The source code for the Djangoproject.com website can be found at github.com/django/djangoproject.com.

The master branch

If you’d like to try out the in-development code for the next release of Django, or if you’d like to contribute to Django by fixing bugs or developing new features, you’ll want to get the code from the master branch.

Note that this will get all of Django: in addition to the top-level django module containing Python code, you’ll also get a copy of Django’s documentation, test suite, packaging scripts and other miscellaneous bits. Django’s code will be present in your clone as a directory named django.

To try out the in-development code with your own applications, simply place the directory containing your clone on your Python import path. Then import statements which look for Django will find the django module within your clone.

If you’re going to be working on Django’s code (say, to fix a bug or develop a new feature), you can probably stop reading here and move over to the documentation for contributing to Django, which covers things like the preferred coding style and how to generate and submit a patch.

Stable branches

Django uses branches to prepare for releases of Django. Each major release series has its own stable branch.

These branches can be found in the repository as stable/A.B.x branches and will be created right after the first alpha is tagged.

For example, immediately after Django 1.5 alpha 1 was tagged, the branch stable/1.5.x was created and all further work on preparing the code for the final 1.5 release was done there.
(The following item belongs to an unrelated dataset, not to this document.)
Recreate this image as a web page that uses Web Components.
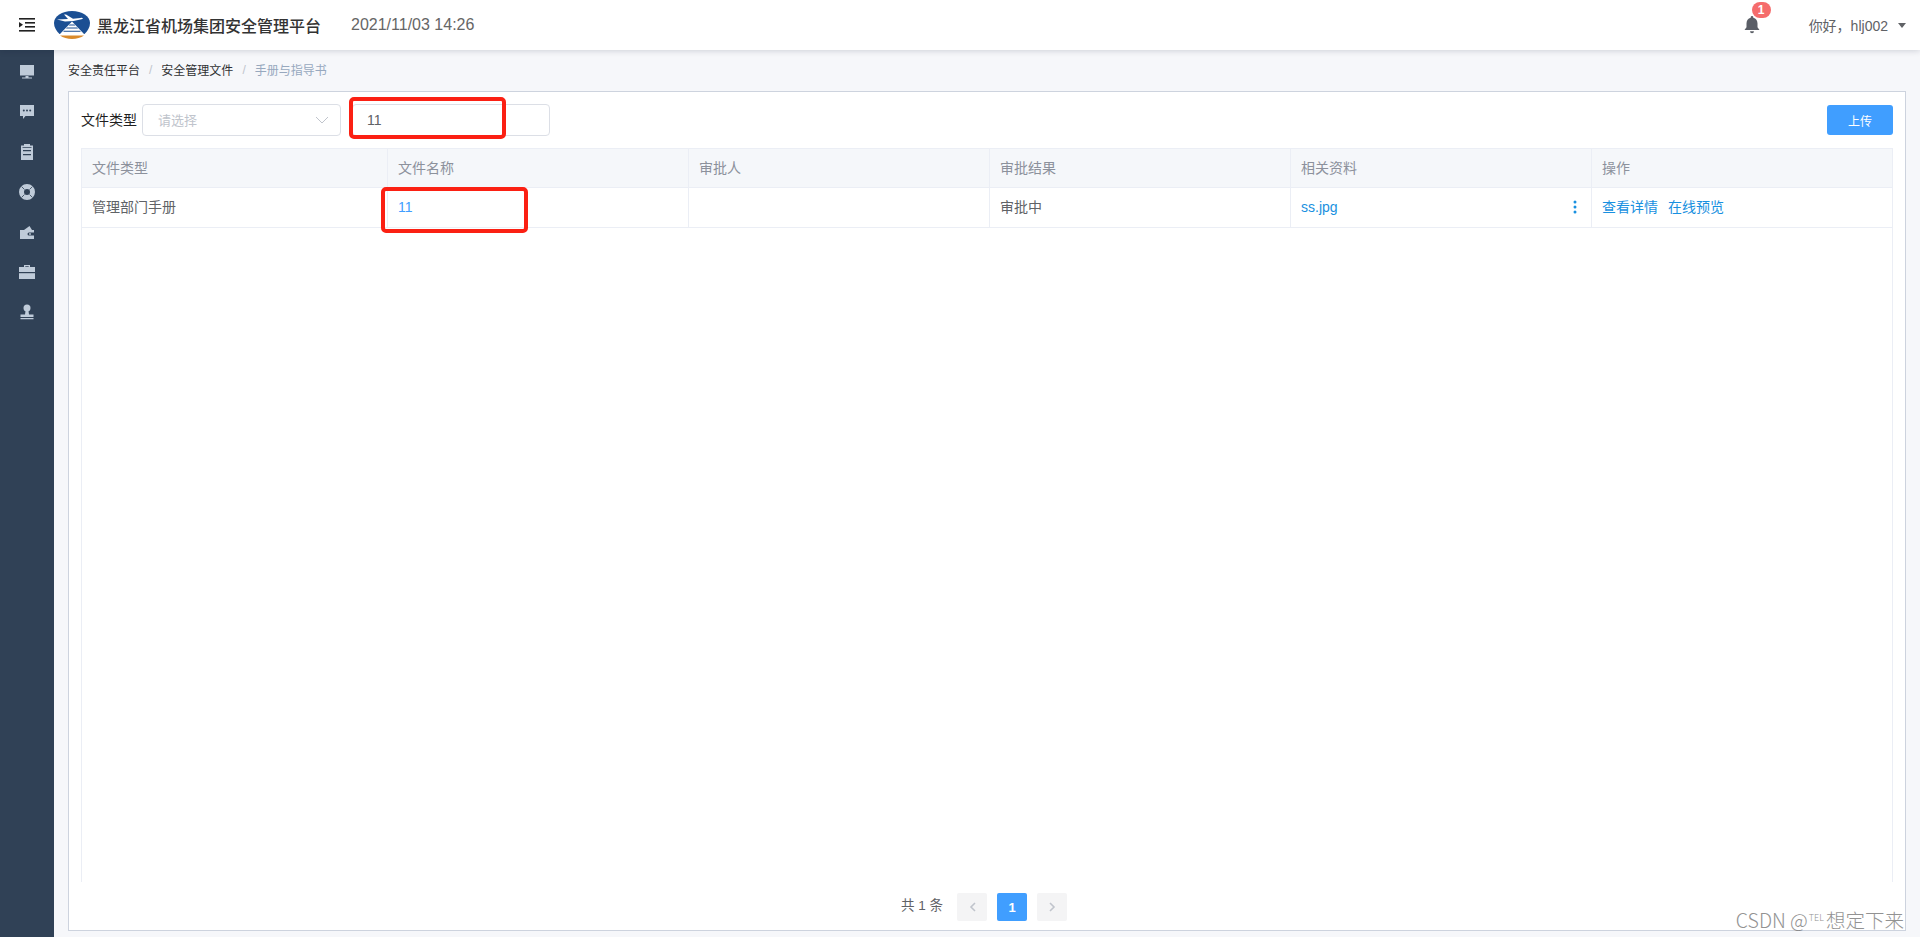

These branches also provide bugfix and security support as described in Supported versions.

For example, after the release of Django 1.5, the branch stable/1.5.x receives only fixes for security and critical stability bugs, which are eventually released as Django 1.5.1 and so on, stable/1.4.x receives only security and data loss fixes, and stable/1.3.x no longer receives any updates.

Historical information

This policy for handling stable/A.B.x branches was adopted starting with the Django 1.5 release cycle.

Previously, these branches weren’t created until right after the releases and the stabilization work occurred on the main repository branch. Thus, no new feature development work for the next release of Django could be committed until the final release happened.

For example, shortly after the release of Django 1.3 the branch stable/1.3.x was created. Official support for that release has expired, and so it no longer receives direct maintenance from the Django project. However, that and all other similarly named branches continue to exist, and interested community members have occasionally used them to provide unofficial support for old Django releases.

Tags

Each Django release is tagged and signed by the releaser.

The tags can be found on GitHub’s tags page.

Archived feature-development work

Historical information

Since Django moved to Git in 2012, anyone can clone the repository and create their own branches, alleviating the need for official branches in the source code repository.

The following section is mostly useful if you’re exploring the repository’s history, for example if you’re trying to understand how some features were designed.

Feature-development branches tend by their nature to be temporary. Some produce successful features which are merged back into Django’s master to become part of an official release, but others do not; in either case, there comes a time when the branch is no longer being actively worked on by any developer. At this point the branch is considered closed.

Django used to be maintained with the Subversion revision control system, that has no standard way of indicating this. As a workaround, branches of Django which are closed and no longer maintained were moved into attic.

A number of tags exist under the archive/ prefix to maintain a reference to this and other work of historical interest.

The following tags under the archive/attic/ prefix reference the tip of branches whose code eventually became part of Django itself:

  • boulder-oracle-sprint: Added support for Oracle databases to Django’s object-relational mapper. This has been part of Django since the 1.0 release.
  • gis: Added support for geographic/spatial queries to Django’s object-relational mapper. This has been part of Django since the 1.0 release, as the bundled application django.contrib.gis.
  • i18n: Added internationalization support to Django. This has been part of Django since the 0.90 release.
  • magic-removal: A major refactoring of both the internals and public APIs of Django’s object-relational mapper. This has been part of Django since the 0.95 release.
  • multi-auth: A refactoring of Django’s bundled authentication framework which added support for authentication backends. This has been part of Django since the 0.95 release.
  • new-admin: A refactoring of Django’s bundled administrative application. This became part of Django as of the 0.91 release, but was superseded by another refactoring (see next listing) prior to the Django 1.0 release.
  • newforms-admin: The second refactoring of Django’s bundled administrative application. This became part of Django as of the 1.0 release, and is the basis of the current incarnation of django.contrib.admin.
  • queryset-refactor: A refactoring of the internals of Django’s object-relational mapper. This became part of Django as of the 1.0 release.
  • unicode: A refactoring of Django’s internals to consistently use Unicode-based strings in most places within Django and Django applications. This became part of Django as of the 1.0 release.

Additionally, the following tags under the archive/attic/ prefix reference the tips of branches that were closed, but whose code was never merged into Django, and the features they aimed to implement were never finished:

  • full-history
  • generic-auth
  • multiple-db-support
  • per-object-permissions
  • schema-evolution
  • schema-evolution-ng
  • search-api
  • sqlalchemy

Finally, under the archive/ prefix, the repository contains soc20XX/<project> tags referencing the tip of branches that were used by students who worked on Django during the 2009 and 2010 Google Summer of Code programs.